**What you should do:** Write out each line word for word. Drop pictures.

**Provided material:**
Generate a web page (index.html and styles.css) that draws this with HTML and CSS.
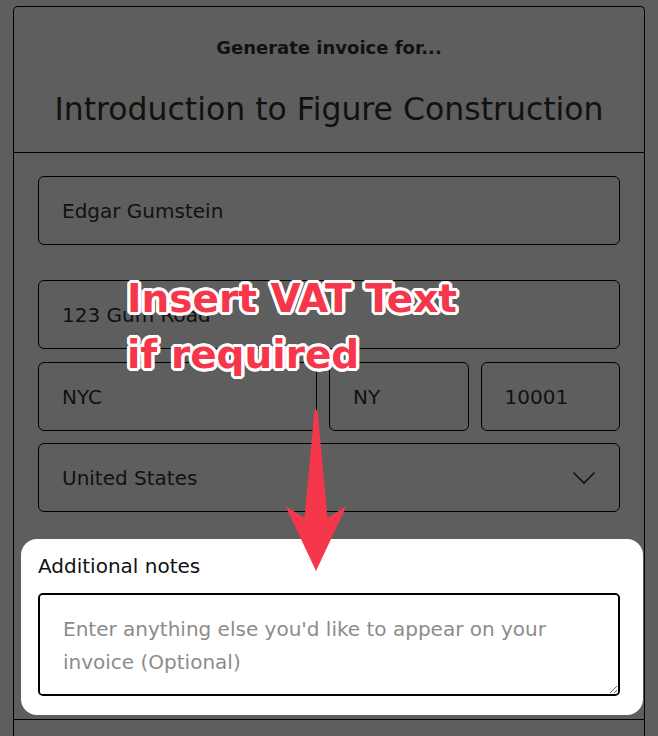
FILE: index.html
```html
<!DOCTYPE html>
<html lang="en">
<head>
<meta charset="utf-8">
<title>Generate invoice</title>
<link rel="stylesheet" href="styles.css">
</head>
<body>
  <div class="card">
    <header class="card-head">
      <p class="eyebrow">Generate invoice for...</p>
      <h1 class="title">Introduction to Figure Construction</h1>
    </header>
    <form class="card-body">
      <input class="field field-name" type="text" value="Edgar Gumstein">
      <input class="field field-addr" type="text" value="123 Gum Road">
      <div class="row">
        <input class="field" type="text" value="NYC">
        <input class="field" type="text" value="NY">
        <input class="field" type="text" value="10001">
      </div>
      <div class="field select">
        <span>United States</span>
        <svg class="chevron" width="24" height="14" viewBox="0 0 24 14"><path d="M1.5 1.5 L12 12 L22.5 1.5" fill="none" stroke="#111" stroke-width="1.6"/></svg>
      </div>
      <div class="notes">
        <label class="notes-label" for="notes">Additional notes</label>
        <textarea id="notes" class="notes-area" placeholder="Enter anything else you'd like to appear on your invoice (Optional)"></textarea>
      </div>
    </form>
    <div class="card-foot"></div>
  </div>

  <div class="annotation">Insert VAT Text<br>if required</div>
  <svg class="arrow" width="658" height="736" viewBox="0 0 658 736">
    <path d="M314.5 410 L317.5 410 L327.5 518 L346.5 506 L316 571 L285.5 506 L304.5 518 Z" fill="#f5364b"/>
  </svg>
</body>
</html>
```
FILE: styles.css
```css
* { box-sizing: border-box; }
html, body { margin: 0; }
body {
  background: #5e5e5e;
  font-family: "DejaVu Sans", "Noto Sans", sans-serif;
  color: #111;
  padding: 6px 13px 0;
  height: 736px;
  overflow: hidden;
  position: relative;
}
.card {
  border: 1px solid #000;
  border-bottom: none;
  border-radius: 5px 5px 0 0;
  height: 740px;
}
.card-head {
  padding: 29px 24px 25px;
  border-bottom: 1px solid #000;
  text-align: center;
}
.eyebrow {
  margin: 0;
  font-size: 18px;
  line-height: 24px;
  font-weight: 700;
}
.title {
  margin: 31px 0 0;
  font-size: 31.5px;
  line-height: 36px;
  font-weight: 400;
}
.card-body {
  padding: 23px 24px 4px;
  display: flex;
  flex-direction: column;
  border-bottom: 1px solid #000;
}
.field {
  font: inherit;
  font-size: 20px;
  color: #111;
  height: 69px;
  background: transparent;
  border: 1px solid #000;
  border-radius: 6px;
  padding: 0 23px;
  outline: none;
  width: 100%;
  margin: 0;
}
.field-addr { margin-top: 35px; }
.row {
  margin-top: 13px;
  display: grid;
  grid-template-columns: 2fr 1fr 1fr;
  gap: 12px;
}
.select {
  margin-top: 12px;
  display: flex;
  align-items: center;
  justify-content: space-between;
  padding-right: 23px;
}
.chevron { display: block; }
.notes {
  margin: 27px -23px 0 -17px;
  padding: 15px 23px 19px 17px;
  background: #fff;
  border-radius: 16px;
  display: flex;
  flex-direction: column;
  gap: 15px;
}
.notes-label {
  font-size: 20px;
  line-height: 24px;
  color: #111;
}
.notes-area {
  font: inherit;
  font-size: 20px;
  line-height: 33px;
  color: #111;
  height: 103px;
  border: 2px solid #000;
  border-radius: 5px;
  padding: 18px 23px;
  background: #fff;
  resize: vertical;
  outline: none;
}
.notes-area::placeholder { color: #8c8c8c; }
.annotation {
  position: absolute;
  left: 127px;
  top: 271px;
  font-family: "DejaVu Sans", sans-serif;
  font-weight: 700;
  font-size: 39px;
  line-height: 56px;
  color: #f5364b;
  text-shadow:
    3px 0 0 #fff, -3px 0 0 #fff, 0 3px 0 #fff, 0 -3px 0 #fff,
    2px 2px 0 #fff, -2px 2px 0 #fff, 2px -2px 0 #fff, -2px -2px 0 #fff,
    3px 1px 0 #fff, -3px 1px 0 #fff, 3px -1px 0 #fff, -3px -1px 0 #fff,
    1px 3px 0 #fff, -1px 3px 0 #fff, 1px -3px 0 #fff, -1px -3px 0 #fff;
}
.arrow {
  position: absolute;
  left: 0;
  top: 0;
  pointer-events: none;
}
```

**Exercise output:**
Generate a web page (index.html and styles.css) that draws this with HTML and CSS.
FILE: index.html
```html
<!DOCTYPE html>
<html lang="en">
<head>
<meta charset="utf-8">
<title>Generate invoice</title>
<link rel="stylesheet" href="styles.css">
</head>
<body>
  <div class="card">
    <header class="card-head">
      <p class="eyebrow">Generate invoice for...</p>
      <h1 class="title">Introduction to Figure Construction</h1>
    </header>
    <form class="card-body">
      <input class="field field-name" type="text" value="Edgar Gumstein">
      <input class="field field-addr" type="text" value="123 Gum Road">
      <div class="row">
        <input class="field" type="text" value="NYC">
        <input class="field" type="text" value="NY">
        <input class="field" type="text" value="10001">
      </div>
      <div class="field select">
        <span>United States</span>
        <svg class="chevron" width="24" height="14" viewBox="0 0 24 14"><path d="M1.5 1.5 L12 12 L22.5 1.5" fill="none" stroke="#111" stroke-width="1.6"/></svg>
      </div>
      <div class="notes">
        <label class="notes-label" for="notes">Additional notes</label>
        <textarea id="notes" class="notes-area" placeholder="Enter anything else you'd like to appear on your invoice (Optional)"></textarea>
      </div>
    </form>
    <div class="card-foot"></div>
  </div>

  <div class="annotation">Insert VAT Text<br>if required</div>
  <svg class="arrow" width="658" height="736" viewBox="0 0 658 736">
    <path d="M314.5 410 L317.5 410 L327.5 518 L346.5 506 L316 571 L285.5 506 L304.5 518 Z" fill="#f5364b"/>
  </svg>
</body>
</html>
```
FILE: styles.css
```css
* { box-sizing: border-box; }
html, body { margin: 0; }
body {
  background: #5e5e5e;
  font-family: "DejaVu Sans", "Noto Sans", sans-serif;
  color: #111;
  padding: 6px 13px 0;
  height: 736px;
  overflow: hidden;
  position: relative;
}
.card {
  border: 1px solid #000;
  border-bottom: none;
  border-radius: 5px 5px 0 0;
  height: 740px;
}
.card-head {
  padding: 29px 24px 25px;
  border-bottom: 1px solid #000;
  text-align: center;
}
.eyebrow {
  margin: 0;
  font-size: 18px;
  line-height: 24px;
  font-weight: 700;
}
.title {
  margin: 31px 0 0;
  font-size: 31.5px;
  line-height: 36px;
  font-weight: 400;
}
.card-body {
  padding: 23px 24px 4px;
  display: flex;
  flex-direction: column;
  border-bottom: 1px solid #000;
}
.field {
  font: inherit;
  font-size: 20px;
  color: #111;
  height: 69px;
  background: transparent;
  border: 1px solid #000;
  border-radius: 6px;
  padding: 0 23px;
  outline: none;
  width: 100%;
  margin: 0;
}
.field-addr { margin-top: 35px; }
.row {
  margin-top: 13px;
  display: grid;
  grid-template-columns: 2fr 1fr 1fr;
  gap: 12px;
}
.select {
  margin-top: 12px;
  display: flex;
  align-items: center;
  justify-content: space-between;
  padding-right: 23px;
}
.chevron { display: block; }
.notes {
  margin: 27px -23px 0 -17px;
  padding: 15px 23px 19px 17px;
  background: #fff;
  border-radius: 16px;
  display: flex;
  flex-direction: column;
  gap: 15px;
}
.notes-label {
  font-size: 20px;
  line-height: 24px;
  color: #111;
}
.notes-area {
  font: inherit;
  font-size: 20px;
  line-height: 33px;
  color: #111;
  height: 103px;
  border: 2px solid #000;
  border-radius: 5px;
  padding: 18px 23px;
  background: #fff;
  resize: vertical;
  outline: none;
}
.notes-area::placeholder { color: #8c8c8c; }
.annotation {
  position: absolute;
  left: 127px;
  top: 271px;
  font-family: "DejaVu Sans", sans-serif;
  font-weight: 700;
  font-size: 39px;
  line-height: 56px;
  color: #f5364b;
  text-shadow:
    3px 0 0 #fff, -3px 0 0 #fff, 0 3px 0 #fff, 0 -3px 0 #fff,
    2px 2px 0 #fff, -2px 2px 0 #fff, 2px -2px 0 #fff, -2px -2px 0 #fff,
    3px 1px 0 #fff, -3px 1px 0 #fff, 3px -1px 0 #fff, -3px -1px 0 #fff,
    1px 3px 0 #fff, -1px 3px 0 #fff, 1px -3px 0 #fff, -1px -3px 0 #fff;
}
.arrow {
  position: absolute;
  left: 0;
  top: 0;
  pointer-events: none;
}
```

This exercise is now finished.